>> start Material for the task
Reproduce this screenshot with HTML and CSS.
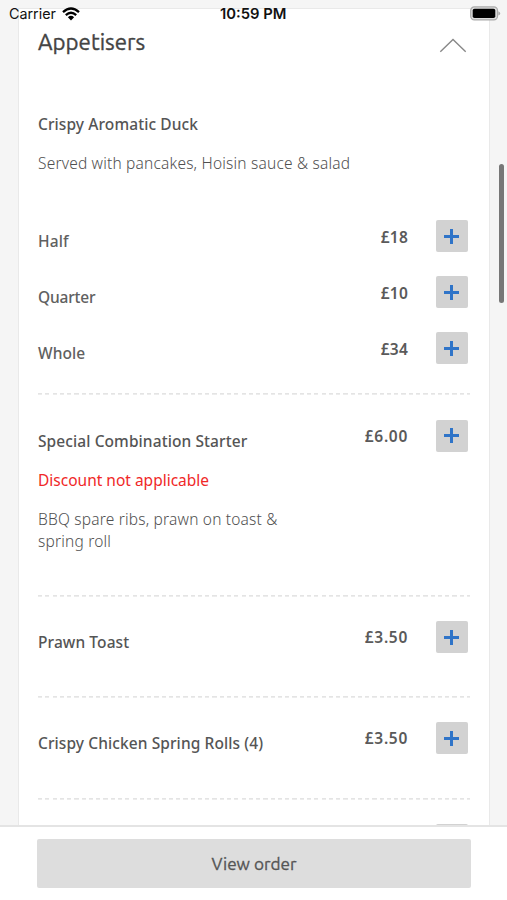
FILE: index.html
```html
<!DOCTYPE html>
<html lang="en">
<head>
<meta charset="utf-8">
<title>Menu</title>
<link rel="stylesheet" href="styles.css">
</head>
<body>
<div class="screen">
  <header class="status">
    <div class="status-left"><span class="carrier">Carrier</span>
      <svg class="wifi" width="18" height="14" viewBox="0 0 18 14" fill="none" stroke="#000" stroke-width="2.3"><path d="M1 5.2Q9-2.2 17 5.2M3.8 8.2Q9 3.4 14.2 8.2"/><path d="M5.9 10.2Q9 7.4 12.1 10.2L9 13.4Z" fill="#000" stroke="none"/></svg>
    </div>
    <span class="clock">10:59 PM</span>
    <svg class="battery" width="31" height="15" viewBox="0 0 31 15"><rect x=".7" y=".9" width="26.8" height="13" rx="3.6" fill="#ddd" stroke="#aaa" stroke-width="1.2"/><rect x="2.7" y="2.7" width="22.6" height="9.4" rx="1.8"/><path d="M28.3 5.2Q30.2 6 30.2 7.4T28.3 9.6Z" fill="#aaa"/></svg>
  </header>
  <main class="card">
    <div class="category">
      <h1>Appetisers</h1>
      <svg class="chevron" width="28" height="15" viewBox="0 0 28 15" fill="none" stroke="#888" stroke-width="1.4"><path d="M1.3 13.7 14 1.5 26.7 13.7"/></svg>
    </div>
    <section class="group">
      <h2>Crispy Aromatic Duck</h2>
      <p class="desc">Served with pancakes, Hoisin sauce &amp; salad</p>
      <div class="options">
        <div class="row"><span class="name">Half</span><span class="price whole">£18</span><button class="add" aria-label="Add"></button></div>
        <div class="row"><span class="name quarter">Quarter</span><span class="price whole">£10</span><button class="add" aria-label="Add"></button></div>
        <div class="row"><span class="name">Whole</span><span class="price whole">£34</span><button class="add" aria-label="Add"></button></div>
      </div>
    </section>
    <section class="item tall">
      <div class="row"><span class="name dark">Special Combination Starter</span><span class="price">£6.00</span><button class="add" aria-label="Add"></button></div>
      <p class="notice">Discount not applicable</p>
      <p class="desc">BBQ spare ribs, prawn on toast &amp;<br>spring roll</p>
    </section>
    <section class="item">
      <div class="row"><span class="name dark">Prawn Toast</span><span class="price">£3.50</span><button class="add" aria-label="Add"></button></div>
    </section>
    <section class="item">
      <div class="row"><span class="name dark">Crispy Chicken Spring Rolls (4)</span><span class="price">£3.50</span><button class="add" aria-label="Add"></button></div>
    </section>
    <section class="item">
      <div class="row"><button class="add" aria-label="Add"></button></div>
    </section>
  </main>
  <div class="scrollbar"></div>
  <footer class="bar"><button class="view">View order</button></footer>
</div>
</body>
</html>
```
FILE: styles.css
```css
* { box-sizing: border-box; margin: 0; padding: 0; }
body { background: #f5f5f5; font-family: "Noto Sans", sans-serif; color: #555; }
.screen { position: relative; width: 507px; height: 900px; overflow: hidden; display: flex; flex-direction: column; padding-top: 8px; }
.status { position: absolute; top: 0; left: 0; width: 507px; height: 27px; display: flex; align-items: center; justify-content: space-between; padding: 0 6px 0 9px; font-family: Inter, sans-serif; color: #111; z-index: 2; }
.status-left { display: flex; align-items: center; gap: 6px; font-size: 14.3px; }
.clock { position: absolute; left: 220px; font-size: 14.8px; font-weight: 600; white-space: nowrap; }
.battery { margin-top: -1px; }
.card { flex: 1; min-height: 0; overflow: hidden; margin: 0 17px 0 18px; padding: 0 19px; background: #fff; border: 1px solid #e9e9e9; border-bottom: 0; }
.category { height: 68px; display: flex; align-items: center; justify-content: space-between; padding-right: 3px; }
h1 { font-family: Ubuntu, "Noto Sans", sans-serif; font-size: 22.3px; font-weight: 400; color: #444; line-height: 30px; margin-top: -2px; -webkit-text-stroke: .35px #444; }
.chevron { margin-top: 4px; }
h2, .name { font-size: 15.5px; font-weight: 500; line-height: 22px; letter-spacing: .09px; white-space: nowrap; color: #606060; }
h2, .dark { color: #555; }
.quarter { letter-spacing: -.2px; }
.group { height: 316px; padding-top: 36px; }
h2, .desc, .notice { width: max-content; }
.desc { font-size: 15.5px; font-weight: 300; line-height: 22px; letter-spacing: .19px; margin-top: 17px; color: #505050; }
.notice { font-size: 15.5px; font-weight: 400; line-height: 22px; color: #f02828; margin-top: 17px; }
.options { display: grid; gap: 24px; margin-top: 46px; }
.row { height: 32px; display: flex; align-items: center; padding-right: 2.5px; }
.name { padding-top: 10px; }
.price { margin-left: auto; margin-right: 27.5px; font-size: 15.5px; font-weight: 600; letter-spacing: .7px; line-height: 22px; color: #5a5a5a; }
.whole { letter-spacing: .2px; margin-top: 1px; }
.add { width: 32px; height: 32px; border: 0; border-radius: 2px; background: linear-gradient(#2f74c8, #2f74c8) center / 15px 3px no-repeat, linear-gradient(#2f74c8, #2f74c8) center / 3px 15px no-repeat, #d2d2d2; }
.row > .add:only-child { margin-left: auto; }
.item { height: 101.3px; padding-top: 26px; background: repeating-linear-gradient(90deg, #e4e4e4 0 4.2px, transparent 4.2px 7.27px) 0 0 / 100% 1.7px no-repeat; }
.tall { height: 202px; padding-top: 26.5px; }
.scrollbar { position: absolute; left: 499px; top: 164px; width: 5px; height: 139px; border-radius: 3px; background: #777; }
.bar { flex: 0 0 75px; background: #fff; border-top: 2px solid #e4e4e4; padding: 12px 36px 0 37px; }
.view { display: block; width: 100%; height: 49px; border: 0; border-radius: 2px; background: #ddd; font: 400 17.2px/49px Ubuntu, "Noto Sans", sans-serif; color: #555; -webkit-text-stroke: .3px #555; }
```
>> end Material for the task
>> start Material for the task
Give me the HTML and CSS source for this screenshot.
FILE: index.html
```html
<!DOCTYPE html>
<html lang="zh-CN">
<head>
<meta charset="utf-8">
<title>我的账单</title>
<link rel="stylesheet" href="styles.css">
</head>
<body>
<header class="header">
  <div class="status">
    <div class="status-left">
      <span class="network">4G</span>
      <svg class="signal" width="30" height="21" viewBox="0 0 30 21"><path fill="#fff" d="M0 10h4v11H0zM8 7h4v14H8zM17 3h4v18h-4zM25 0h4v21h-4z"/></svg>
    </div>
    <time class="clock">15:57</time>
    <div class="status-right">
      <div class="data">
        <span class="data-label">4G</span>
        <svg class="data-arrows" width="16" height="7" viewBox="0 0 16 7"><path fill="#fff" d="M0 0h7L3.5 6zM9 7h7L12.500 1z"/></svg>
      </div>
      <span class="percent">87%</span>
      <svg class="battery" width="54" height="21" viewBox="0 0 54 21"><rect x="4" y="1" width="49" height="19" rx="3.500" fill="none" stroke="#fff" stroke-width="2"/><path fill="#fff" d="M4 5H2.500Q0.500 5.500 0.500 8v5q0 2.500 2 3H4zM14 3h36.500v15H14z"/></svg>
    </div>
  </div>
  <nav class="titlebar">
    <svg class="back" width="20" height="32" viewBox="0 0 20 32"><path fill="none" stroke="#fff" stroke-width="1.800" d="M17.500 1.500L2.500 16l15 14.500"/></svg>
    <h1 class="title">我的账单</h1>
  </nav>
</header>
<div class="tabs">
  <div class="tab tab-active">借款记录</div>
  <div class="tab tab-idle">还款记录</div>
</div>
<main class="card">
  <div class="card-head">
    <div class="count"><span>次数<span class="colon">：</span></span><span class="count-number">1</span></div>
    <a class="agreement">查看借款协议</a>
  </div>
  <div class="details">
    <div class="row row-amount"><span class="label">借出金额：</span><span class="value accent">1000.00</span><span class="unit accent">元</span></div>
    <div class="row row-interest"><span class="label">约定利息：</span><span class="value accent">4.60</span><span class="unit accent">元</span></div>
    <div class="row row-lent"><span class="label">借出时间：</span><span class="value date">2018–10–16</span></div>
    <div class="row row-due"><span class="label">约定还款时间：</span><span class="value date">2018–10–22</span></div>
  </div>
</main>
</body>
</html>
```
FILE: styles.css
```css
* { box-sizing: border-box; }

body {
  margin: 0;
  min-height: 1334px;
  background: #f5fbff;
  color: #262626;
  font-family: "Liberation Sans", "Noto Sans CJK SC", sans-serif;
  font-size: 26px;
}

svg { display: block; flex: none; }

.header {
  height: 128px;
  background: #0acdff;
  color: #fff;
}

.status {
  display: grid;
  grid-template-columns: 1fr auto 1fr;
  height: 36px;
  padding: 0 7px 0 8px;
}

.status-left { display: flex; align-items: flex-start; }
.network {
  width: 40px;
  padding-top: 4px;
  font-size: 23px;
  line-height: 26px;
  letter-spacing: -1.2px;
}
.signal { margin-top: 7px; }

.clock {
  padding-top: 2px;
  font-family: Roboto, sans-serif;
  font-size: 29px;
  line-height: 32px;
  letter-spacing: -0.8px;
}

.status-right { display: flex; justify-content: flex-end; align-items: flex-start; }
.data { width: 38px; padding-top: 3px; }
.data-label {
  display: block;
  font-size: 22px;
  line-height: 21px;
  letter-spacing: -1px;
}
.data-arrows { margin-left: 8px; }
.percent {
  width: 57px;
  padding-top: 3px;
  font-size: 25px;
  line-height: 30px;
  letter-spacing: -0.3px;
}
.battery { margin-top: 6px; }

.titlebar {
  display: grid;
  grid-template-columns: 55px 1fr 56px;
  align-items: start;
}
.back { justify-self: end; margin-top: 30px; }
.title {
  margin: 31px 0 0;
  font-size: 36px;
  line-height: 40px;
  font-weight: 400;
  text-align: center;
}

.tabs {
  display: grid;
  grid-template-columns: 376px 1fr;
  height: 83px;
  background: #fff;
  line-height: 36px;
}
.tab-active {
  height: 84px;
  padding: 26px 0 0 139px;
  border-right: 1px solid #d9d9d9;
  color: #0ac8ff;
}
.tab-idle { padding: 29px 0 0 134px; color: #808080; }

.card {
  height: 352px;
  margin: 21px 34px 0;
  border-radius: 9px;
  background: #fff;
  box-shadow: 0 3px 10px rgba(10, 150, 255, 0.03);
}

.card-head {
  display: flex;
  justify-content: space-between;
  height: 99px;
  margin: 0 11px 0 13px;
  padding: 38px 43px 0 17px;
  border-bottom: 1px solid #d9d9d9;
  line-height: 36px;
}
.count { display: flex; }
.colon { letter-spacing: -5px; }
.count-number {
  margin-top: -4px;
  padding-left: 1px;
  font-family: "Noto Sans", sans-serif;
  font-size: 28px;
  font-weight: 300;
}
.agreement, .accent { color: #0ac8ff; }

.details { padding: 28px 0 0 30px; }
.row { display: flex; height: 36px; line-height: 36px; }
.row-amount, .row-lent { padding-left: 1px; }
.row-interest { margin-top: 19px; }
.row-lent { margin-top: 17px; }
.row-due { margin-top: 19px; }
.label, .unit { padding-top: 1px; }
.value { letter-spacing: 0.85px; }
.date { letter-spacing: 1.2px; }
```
>> end Material for the task
Problem requirements:
Find every line holding the word "with"; give their count and nothing else.

Written answer:
2